Since 2019 Rosalind Love has been the Elrington and Bosworth Professor of Anglo-Saxon in the Department of Anglo-Saxon, Norse, and Celtic, and is currently Head of Department. She is responsible mainly for the part of the ASNC Tripos that isn’t mentioned in the title, namely Latin – in particular the sub-section of medieval Latin written in early medieval Britain and Ireland. Herself an undergraduate and PhD student and then a postdoc in ASNC, she has taught there since 2001. She was honoured to be elected a Fellow of the British Academy in 2024.
Rosalind works on various aspects of the Latin literature produced in early England, with a strong focus on uncovering new texts or providing scholars with editions, translations and interpretations of Latin texts from all periods. She has written extensively, for example, on texts recording the stories of the saints of England – that is, hagiography – and has published two volumes of the series Oxford Medieval Texts making several saints’ Lives accessible to a wider readership, with more volumes in the pipeline.

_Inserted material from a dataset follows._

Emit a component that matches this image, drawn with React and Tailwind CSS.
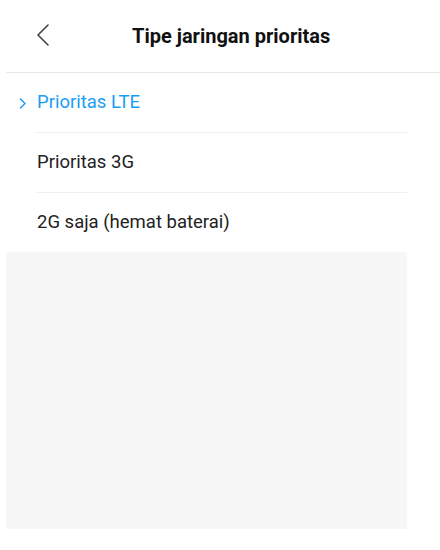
import React from 'react';

const options = [
  { label: 'Prioritas LTE', active: true },
  { label: 'Prioritas 3G' },
  { label: '2G saja (hemat baterai)' },
];

const App = () => {
  return (
    <div className="w-[440px] h-[550px] bg-white font-['Roboto',sans-serif] overflow-hidden">
      <div className="h-[72px] flex items-center">
        <button className="ml-[36px] mt-[-2px] w-[14px] h-[22px] text-[#444]">
          <svg width="14" height="22" viewBox="0 0 14 22" fill="none">
            <path d="M12 1 L2 11 L12 21" stroke="currentColor" strokeWidth="1.6" strokeLinecap="round" strokeLinejoin="round" />
          </svg>
        </button>
        <h1 className="ml-[82px] text-[20px] font-bold text-[#111] leading-none">Tipe jaringan prioritas</h1>
      </div>
      <div className="ml-[6px] h-px bg-[#e8e8e8]" />

      <ul>
        {options.map((o, i) => (
          <li key={o.label}>
            <div className="h-[59px] flex items-center relative">
              {o.active && (
                <svg className="absolute left-[19px] top-[25px]" width="8" height="11" viewBox="0 0 8 11" fill="none">
                  <path d="M1.5 1 L6 5.5 L1.5 10" stroke="#1c9cf6" strokeWidth="1.5" strokeLinecap="round" strokeLinejoin="round" />
                </svg>
              )}
              <span className={`ml-[37px] text-[18.5px] ${o.active ? 'text-[#1c9cf6]' : 'text-[#222]'}`}>{o.label}</span>
            </div>
            {i < options.length - 1 && <div className="ml-[36px] mr-[33px] h-px bg-[#f0f0f0]" />}
          </li>
        ))}
      </ul>

      <div className="ml-[6px] w-[401px] h-[277px] bg-[#f7f7f7]" />
    </div>
  );
};

export default App;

She has an interest also in the writings of one of Anglo-Saxon England’s most famous figures, the Venerable Bede, in particular the commentaries he wrote on the Bible; she co-authored a translation of his commentary On Samuel, published by Liverpool University Press in 2019, and is currently working on his commentary on the Gospel of Mark. She was also involved in a long-running project to examine the thousands of marginal annotations added to medieval manuscripts of the 6th-century Consolation of Philosophy by Boethius, annotations which shed deeply interesting light on how people read and interpreted that crucial test and its exploration of life’s big questions. Another recent project focused on the Latin texts written in the twelfth century about King Arthur and his knights, and about Merlin.